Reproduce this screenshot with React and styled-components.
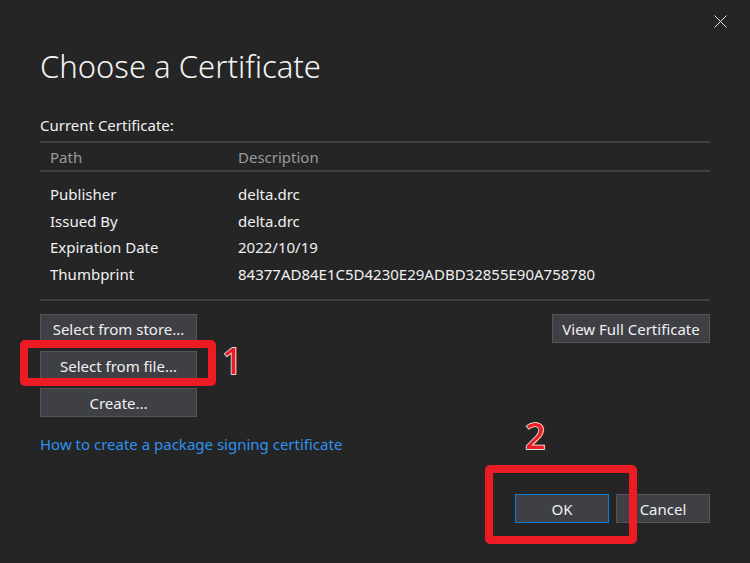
import styled, { createGlobalStyle } from 'styled-components';

const GlobalStyle = createGlobalStyle`
  html, body {
    margin: 0;
    padding: 0;
    background: #252526;
  }
  * { box-sizing: border-box; }
`;

const Dialog = styled.div`
  position: relative;
  width: 750px;
  height: 563px;
  background: #252526;
  color: #f1f1f1;
  font-family: "Segoe UI", "Noto Sans", "Liberation Sans", sans-serif;
  font-size: 15px;
  padding: 0 40px;
  display: flex;
  flex-direction: column;
  overflow: hidden;
`;

const TopBar = styled.div`
  height: 42px;
  display: flex;
  justify-content: flex-end;
  align-items: flex-start;
  margin-right: -18px;
  padding-top: 13px;
`;

const CloseButton = styled.button`
  width: 16px;
  height: 16px;
  padding: 0;
  border: 0;
  background: transparent;
  display: flex;
  align-items: center;
  justify-content: center;
  cursor: pointer;
`;

const Title = styled.h1`
  margin: 0;
  font-size: 31px;
  font-weight: 300;
  line-height: 48px;
  color: #f4f4f4;
`;

const Label = styled.div`
  margin-top: 25px;
  line-height: 20px;
`;

const Table = styled.div`
  margin-top: 6px;
  border-top: 2px solid #3f3f46;
  border-bottom: 2px solid #3f3f46;
`;

const Row = styled.div`
  display: grid;
  grid-template-columns: 188px 1fr;
  padding-left: 10px;
  height: ${(p) => (p.$header ? '29px' : '26.6px')};
  align-items: center;
  color: ${(p) => (p.$header ? '#9a9a9a' : '#f1f1f1')};
  border-bottom: ${(p) => (p.$header ? '2px solid #3f3f46' : '0')};
`;

const TableBody = styled.div`
  padding: 9px 0 12px;
`;

const Actions = styled.div`
  margin-top: 13px;
  display: flex;
  justify-content: space-between;
  align-items: flex-start;
`;

const ButtonStack = styled.div`
  display: flex;
  flex-direction: column;
  gap: 8px;
`;

const Button = styled.button`
  height: 29px;
  width: ${(p) => p.$width || 'auto'};
  padding: 0 8px;
  background: #3f3f46;
  border: 1px solid ${(p) => (p.$primary ? '#0e7fd6' : '#555558')};
  color: #f1f1f1;
  font-family: inherit;
  font-size: 15px;
  white-space: nowrap;
  cursor: pointer;
`;

const Link = styled.a`
  margin-top: 17px;
  align-self: flex-start;
  color: #2f91f0;
  text-decoration: none;
  line-height: 20px;
  cursor: pointer;
`;

const Footer = styled.div`
  margin-top: 40px;
  display: flex;
  justify-content: flex-end;
  gap: 7px;
`;

const Marker = styled.div`
  position: absolute;
  border: 8px solid #ed1c24;
  border-radius: 5px;
`;

const Step = styled.span`
  position: absolute;
  font-family: "Noto Sans", "Liberation Sans", sans-serif;
  font-size: 36px;
  font-weight: 500;
  line-height: 1;
  color: #ed1c24;
  -webkit-text-stroke: 1.5px #ffffff;
  paint-order: stroke fill;
`;

const rows = [
  ['Publisher', 'delta.drc'],
  ['Issued By', 'delta.drc'],
  ['Expiration Date', '2022/10/19'],
  ['Thumbprint', '84377AD84E1C5D4230E29ADBD32855E90A758780'],
];

export default function App() {
  return (
    <>
      <GlobalStyle />
      <Dialog>
        <TopBar>
          <CloseButton aria-label="Close">
            <svg width="13" height="13" viewBox="0 0 13 13">
              <path d="M0.5 0.5 L12.5 12.5 M12.5 0.5 L0.5 12.5" stroke="#e0e0e0" strokeWidth="1" />
            </svg>
          </CloseButton>
        </TopBar>
        <Title>Choose a Certificate</Title>
        <Label>Current Certificate:</Label>
        <Table>
          <Row $header>
            <span>Path</span>
            <span>Description</span>
          </Row>
          <TableBody>
            {rows.map(([k, v]) => (
              <Row key={k}>
                <span>{k}</span>
                <span>{v}</span>
              </Row>
            ))}
          </TableBody>
        </Table>
        <Actions>
          <ButtonStack>
            <Button $width="157px">Select from store...</Button>
            <Button $width="157px">Select from file...</Button>
            <Button $width="157px">Create...</Button>
          </ButtonStack>
          <Button $width="158px">View Full Certificate</Button>
        </Actions>
        <Link>How to create a package signing certificate</Link>
        <Footer>
          <Button $primary $width="94px">OK</Button>
          <Button $width="94px">Cancel</Button>
        </Footer>

        <Marker style={{ left: 20, top: 340, width: 196, height: 46 }} />
        <Step style={{ left: 222, top: 343 }}>1</Step>
        <Marker style={{ left: 485, top: 465, width: 152, height: 79 }} />
        <Step style={{ left: 525, top: 418 }}>2</Step>
      </Dialog>
    </>
  );
}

- - - - -

**SET EXERCISE**
Reproduce the material in full, word for word, and omit the pictures.

**THE COMPLETED TASK**
Reproduce this screenshot with React and styled-components.
import styled, { createGlobalStyle } from 'styled-components';

const GlobalStyle = createGlobalStyle`
  html, body {
    margin: 0;
    padding: 0;
    background: #252526;
  }
  * { box-sizing: border-box; }
`;

const Dialog = styled.div`
  position: relative;
  width: 750px;
  height: 563px;
  background: #252526;
  color: #f1f1f1;
  font-family: "Segoe UI", "Noto Sans", "Liberation Sans", sans-serif;
  font-size: 15px;
  padding: 0 40px;
  display: flex;
  flex-direction: column;
  overflow: hidden;
`;

const TopBar = styled.div`
  height: 42px;
  display: flex;
  justify-content: flex-end;
  align-items: flex-start;
  margin-right: -18px;
  padding-top: 13px;
`;

const CloseButton = styled.button`
  width: 16px;
  height: 16px;
  padding: 0;
  border: 0;
  background: transparent;
  display: flex;
  align-items: center;
  justify-content: center;
  cursor: pointer;
`;

const Title = styled.h1`
  margin: 0;
  font-size: 31px;
  font-weight: 300;
  line-height: 48px;
  color: #f4f4f4;
`;

const Label = styled.div`
  margin-top: 25px;
  line-height: 20px;
`;

const Table = styled.div`
  margin-top: 6px;
  border-top: 2px solid #3f3f46;
  border-bottom: 2px solid #3f3f46;
`;

const Row = styled.div`
  display: grid;
  grid-template-columns: 188px 1fr;
  padding-left: 10px;
  height: ${(p) => (p.$header ? '29px' : '26.6px')};
  align-items: center;
  color: ${(p) => (p.$header ? '#9a9a9a' : '#f1f1f1')};
  border-bottom: ${(p) => (p.$header ? '2px solid #3f3f46' : '0')};
`;

const TableBody = styled.div`
  padding: 9px 0 12px;
`;

const Actions = styled.div`
  margin-top: 13px;
  display: flex;
  justify-content: space-between;
  align-items: flex-start;
`;

const ButtonStack = styled.div`
  display: flex;
  flex-direction: column;
  gap: 8px;
`;

const Button = styled.button`
  height: 29px;
  width: ${(p) => p.$width || 'auto'};
  padding: 0 8px;
  background: #3f3f46;
  border: 1px solid ${(p) => (p.$primary ? '#0e7fd6' : '#555558')};
  color: #f1f1f1;
  font-family: inherit;
  font-size: 15px;
  white-space: nowrap;
  cursor: pointer;
`;

const Link = styled.a`
  margin-top: 17px;
  align-self: flex-start;
  color: #2f91f0;
  text-decoration: none;
  line-height: 20px;
  cursor: pointer;
`;

const Footer = styled.div`
  margin-top: 40px;
  display: flex;
  justify-content: flex-end;
  gap: 7px;
`;

const Marker = styled.div`
  position: absolute;
  border: 8px solid #ed1c24;
  border-radius: 5px;
`;

const Step = styled.span`
  position: absolute;
  font-family: "Noto Sans", "Liberation Sans", sans-serif;
  font-size: 36px;
  font-weight: 500;
  line-height: 1;
  color: #ed1c24;
  -webkit-text-stroke: 1.5px #ffffff;
  paint-order: stroke fill;
`;

const rows = [
  ['Publisher', 'delta.drc'],
  ['Issued By', 'delta.drc'],
  ['Expiration Date', '2022/10/19'],
  ['Thumbprint', '84377AD84E1C5D4230E29ADBD32855E90A758780'],
];

export default function App() {
  return (
    <>
      <GlobalStyle />
      <Dialog>
        <TopBar>
          <CloseButton aria-label="Close">
            <svg width="13" height="13" viewBox="0 0 13 13">
              <path d="M0.5 0.5 L12.5 12.5 M12.5 0.5 L0.5 12.5" stroke="#e0e0e0" strokeWidth="1" />
            </svg>
          </CloseButton>
        </TopBar>
        <Title>Choose a Certificate</Title>
        <Label>Current Certificate:</Label>
        <Table>
          <Row $header>
            <span>Path</span>
            <span>Description</span>
          </Row>
          <TableBody>
            {rows.map(([k, v]) => (
              <Row key={k}>
                <span>{k}</span>
                <span>{v}</span>
              </Row>
            ))}
          </TableBody>
        </Table>
        <Actions>
          <ButtonStack>
            <Button $width="157px">Select from store...</Button>
            <Button $width="157px">Select from file...</Button>
            <Button $width="157px">Create...</Button>
          </ButtonStack>
          <Button $width="158px">View Full Certificate</Button>
        </Actions>
        <Link>How to create a package signing certificate</Link>
        <Footer>
          <Button $primary $width="94px">OK</Button>
          <Button $width="94px">Cancel</Button>
        </Footer>

        <Marker style={{ left: 20, top: 340, width: 196, height: 46 }} />
        <Step style={{ left: 222, top: 343 }}>1</Step>
        <Marker style={{ left: 485, top: 465, width: 152, height: 79 }} />
        <Step style={{ left: 525, top: 418 }}>2</Step>
      </Dialog>
    </>
  );
}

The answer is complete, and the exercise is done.